Aussi, pour bien cerner les propriétés des saisons qui changent, les enfants sont invités à placer dans un cerceau des objets qui appartiennent à l’hiver. Ils sont allés chercher au vestiaire des bottes, une tuque, des  mitaines et un foulard. Ils devaient chercher aussi dans la classe des objets qui appartiennent à l’été, ils ont trouvé des sandales, une caquette, un short et des lunettes de soleil qu’ils plaçaient dans un autre cerceau. Une petite fille soulève un point : les lunettes de soleil sont aussi pour l’hiver, car elle a vu Mélany en porter l’hiver quand il y avait du soleil. Qu’est-ce qu’on fait alors? La question est lancée et, rapidement, les enfants ont trouvé une solution. Ils rapprochent les deux cerceaux pour qu’ils se chevauchent et créent un espace commun à l’hiver et à l’été où l’on peut placer les lunettes de soleil.

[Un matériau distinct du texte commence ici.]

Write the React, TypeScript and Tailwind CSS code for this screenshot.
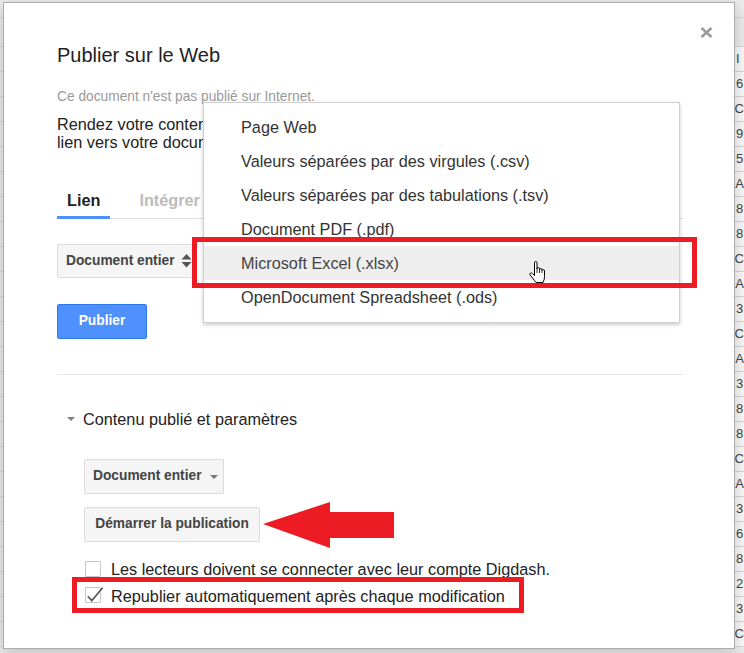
import React from "react";

const letters = ["I", "6", "C", "9", "5", "A", "8", "8", "C", "A", "3", "C", "A", "3", "8", "8", "C", "A", "3", "6", "8", "2", "3", "C"];

const menuItems = [
  "Page Web",
  "Valeurs séparées par des virgules (.csv)",
  "Valeurs séparées par des tabulations (.tsv)",
  "Document PDF (.pdf)",
  "Microsoft Excel (.xlsx)",
  "OpenDocument Spreadsheet (.ods)",
];

export default function App() {
  return (
    <div className="relative w-[744px] h-[653px] overflow-hidden bg-[#ececec] font-['Liberation_Sans',Arial,sans-serif]">
      {/* spreadsheet background */}
      <div className="flex flex-col">
        <div className="h-[18px] border-b border-[#d6d6d6]" />
        <div className="h-[29px] border-b border-[#d6d6d6]" />
        {letters.map((ch, i) => (
          <div key={i} className="h-[25px] flex border-b border-[#d6d6d6]">
            <div className="w-[79px] border-r border-[#d6d6d6]" />
            <div className="w-[141px] border-r border-[#d6d6d6]" />
            <div className="w-[335px] border-r border-[#d6d6d6]" />
            <div className="w-[95px] border-r border-[#d6d6d6]" />
            <div className="w-[85px] border-r border-[#d6d6d6]" />
            <div className="flex-1 bg-[#fafafa] pl-[1px] text-[13px] leading-[24px] text-[#444]">{ch}</div>
          </div>
        ))}
      </div>

      {/* dialog */}
      <div className="absolute left-[3px] top-[2px] w-[732px] h-[647px] bg-white border border-[#acacac] shadow-[0_4px_16px_rgba(0,0,0,0.2)] pt-[40px] pl-[53px] pr-[51px]">
        <svg className="absolute right-[21px] top-[24px]" width="13" height="11" viewBox="0 0 13 11">
          <path d="M1.5 1 L11.5 10 M11.5 1 L1.5 10" stroke="#9a9a9a" strokeWidth="2.6" />
        </svg>

        <h1 className="text-[20px] leading-[24px] text-[#222]">Publier sur le Web</h1>
        <p className="mt-[21px] text-[13.75px] leading-[17px] text-[#999]">Ce document n'est pas publié sur Internet.</p>
        <p className="mt-[11px] w-[146px] text-[16.25px] leading-[17.5px] text-[#222] whitespace-nowrap overflow-hidden">
          Rendez votre contenu accessible à tous en le publiant sur le Web. Créez un
          <br />
          lien vers votre document ou intégrez-le.
        </p>

        <div className="mt-[39px] flex items-end border-b border-[#e0e0e0]">
          <div className="px-[10px] pb-[6px] border-b-[3px] border-[#4d90fe] -mb-px text-[16.25px] leading-[20px] font-bold text-[#222]">Lien</div>
          <div className="ml-[19px] px-[10px] pb-[8px] text-[16.25px] leading-[20px] font-bold text-[#bbb]">Intégrer</div>
        </div>

        <div className="mt-[25px] w-[139px] h-[34px] flex items-center gap-[6px] pl-[8px] border border-[#dcdcdc] bg-[#f5f5f5] rounded-[2px] text-[13.75px] leading-[32px] font-bold text-[#444]">
          <span>Document entier</span>
          <svg width="11" height="14" viewBox="0 0 11 14">
            <polygon points="0.5,5.5 5.5,0 10.5,5.5" fill="#555" />
            <polygon points="0.5,8 5.5,13.5 10.5,8" fill="#555" />
          </svg>
        </div>

        <div className="mt-[26px] w-[90px] h-[35px] flex items-center justify-center bg-[#4d90fe] border border-[#3079ed] rounded-[2px] text-white font-bold text-[13.75px]">
          Publier
        </div>

        <div className="mt-[35px] h-px bg-[#e5e5e5]" />

        <div className="mt-[34px] flex items-center pl-[10px] gap-[8px] text-[16.25px] leading-[20px] text-[#222]">
          <svg width="8" height="4" viewBox="0 0 8 4">
            <polygon points="0,0 8,0 4,4" fill="#808080" />
          </svg>
          <span>Contenu publié et paramètres</span>
        </div>

        <div className="pl-[27px]">
          <div className="mt-[30px] w-[140px] h-[35px] flex items-center gap-[8px] pl-[8px] border border-[#dcdcdc] bg-[#f5f5f5] rounded-[2px] text-[13.75px] font-bold text-[#444]">
            <span>Document entier</span>
            <svg width="8" height="4" viewBox="0 0 8 4">
              <polygon points="0,0 8,0 4,4" fill="#777" />
            </svg>
          </div>
          <div className="mt-[13px] w-[176px] h-[35px] flex items-center justify-center border border-[#dcdcdc] bg-[#f5f5f5] rounded-[2px] text-[13.75px] font-bold text-[#444]">
            Démarrer la publication
          </div>

          <div className="mt-[18px] pl-px flex items-start gap-[10px] text-[16.25px] leading-[18px] text-[#222]">
            <div className="mt-[1px] w-[16px] h-[16px] border border-[#c6c6c6] rounded-[1px] bg-white" />
            <span>Les lecteurs doivent se connecter avec leur compte Digdash.</span>
          </div>
          <div className="mt-[9px] pl-px flex items-start gap-[10px] text-[16.25px] leading-[18px] text-[#222]">
            <div className="w-[16px] h-[16px] border border-[#c6c6c6] rounded-[1px] bg-white">
              <svg width="16" height="16" viewBox="0 0 16 16" className="overflow-visible">
                <path d="M1.8 8.2 L5.8 12.6 L16.6 -0.2" stroke="#5a5a5a" strokeWidth="1.7" fill="none" />
              </svg>
            </div>
            <span>Republier automatiquement après chaque modification</span>
          </div>
        </div>
      </div>

      {/* dropdown menu */}
      <div className="absolute left-[203px] top-[102px] w-[477px] h-[221px] bg-white border border-[#cfcfcf] shadow-[0_2px_4px_rgba(0,0,0,0.2)] py-[7px]">
        {menuItems.map((m, i) => (
          <div
            key={m}
            className={
              i === 4
                ? "h-[34px] pl-[37px] text-[16.25px] leading-[34px] text-[#444] bg-[#eeeeee]"
                : "h-[34px] pl-[37px] text-[16.25px] leading-[34px] text-[#333]"
            }
          >
            {m}
          </div>
        ))}
      </div>

      {/* annotations */}
      <div className="absolute left-[192px] top-[237px] w-[505px] h-[51px] border-[5px] border-[#ed1c24]" />
      <div className="absolute left-[72px] top-[577px] w-[452px] h-[36px] border-[5px] border-[#ed1c24]" />
      <svg className="absolute left-[263px] top-[502px]" width="131" height="46" viewBox="0 0 131 46">
        <polygon points="0,22 67,0 67,10 131,10 131,36 67,36 67,46" fill="#ed1c24" />
      </svg>

      {/* hand cursor */}
      <svg className="absolute left-[529px] top-[261px]" width="18" height="23" viewBox="0 0 18 23">
        <path
          d="M5.5 1.8 Q5.5 0.5 6.75 0.5 Q8 0.5 8 1.8 L8 8 L8 7.8 Q8 6.6 9.25 6.6 Q10.5 6.6 10.5 7.8 L10.5 8.8 Q10.5 7.6 11.75 7.6 Q13 7.6 13 8.8 L13 9.8 Q13 8.6 14.25 8.6 Q15.5 8.6 15.5 9.8 L15.5 15.5 Q15.5 18.5 14 21.5 L7 21.5 Q5.5 19.5 3.5 17 L1 13.8 Q0.5 12.6 1.5 12.1 Q2.5 11.6 3.5 12.6 L5.5 14.6 Z"
          fill="white"
          stroke="black"
          strokeWidth="1"
        />
        <path d="M8 8 L8 12 M10.5 9 L10.5 12 M13 10 L13 12" stroke="black" strokeWidth="0.8" />
      </svg>
    </div>
  );
}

Ce matin, les enfants ont travaillé et développé le concept des ensembles et réinventé le diagramme de Venn. 

 

Donner aux enfants la possibilité d’être actifs pour explorer le monde leur permet de prendre des initiatives et d’exprimer leur créativité. 

 

Pour la première fois, en cette fin d’après-midi, une petite fille choisit un jeu de société qui contient un livret de règles à suivre. Elle demande à Mélany ce que c’est et à quoi cela sert. Mélany s’installe pour jouer avec elle tout en lui expliquant les différentes règles du jeu. Les autres enfants sont curieux et veulent comprendre. Ils s’entassent autour d’elle et se poussent un peu. « On veut voir !». Mélany perçoit un intérêt général pour la compréhension de ce jeu où l’on doit attendre son tour, piger une ou deux cartes ou parfois même passer son tour. Elle estime donc qu’il est mieux de reporter cette activité à demain, car il est presque le moment de partir et elle pourra ainsi la présenter à tout le groupe en même temps.

 

En la retrouvant à l’extérieur le lendemain matin, les enfants s’empressent de rappeler à Mélany la promesse de la veille. En entrant dans la classe, ils découvrent des cartons qui sont placés sur le plancher, la grosse maison de carton installée tout au bout et les chapeaux de pompiers bien alignés. Ils doivent même s’organiser différemment au coin de rassemblement pour ne rien déplacer. Mélany remarque qu’ils sont à l’aise avec ce changement, qu’ils restent attentifs pendant la routine du matin et qu’ils sont prêts pour le nouveau jeu, où ils devront suivre des règles. Mélany explique le but du jeu, sauver la maison pour ne pas qu’elle brûle, et attribue les rôles. Un petit groupe devra tourner les cartes, un autre sera constitué des pompiers, un autre encore sera le feu et le dernier annoncera ce que la carte retournée dicte de faire, soit avancer de deux cases (qui sont, pour l’instant, les cartons posés sur le sol) ou reculer de trois. Pas de gagnant, pas de perdant. On joue ensemble en se déplaçant sur les cartons et on espère que la maison ne brûlera pas. 

 

Les enfants ont donc l’occasion de s’approprier les règles tout en jouant ensemble et en étant eux-mêmes les pions du jeu qui se déplacent dans l’espace. Ceux qui le veulent auront la possibilité de faire de nouveau l’activité pendant la période de jeux libres, car les cartons, la maison, les chapeaux de pompiers et les cartes à jouer seront toujours disponibles. Le lendemain, Mélany sortira le jeu de table, qu’ils reconnaîtront puisqu’ils l’auront déjà apprivoisé ensemble et autrement. Par la suite, Mélany proposera d’autres jeux qui auront des règles à suivre et où ils devront se rappeler quand est leur tour, ne pas aller trop vite et faire attention pour ne pas faire tomber les pions des autres joueurs, car ils ont démontré leur intérêt et qu’ils étaient prêts.

 

Être à l’écoute des enfants pour choisir le bon jeu et le bon moment pour le présenter. Intervenir juste assez pour les soutenir, leur donner le goût de s’investir et d’apprendre tout en jouant.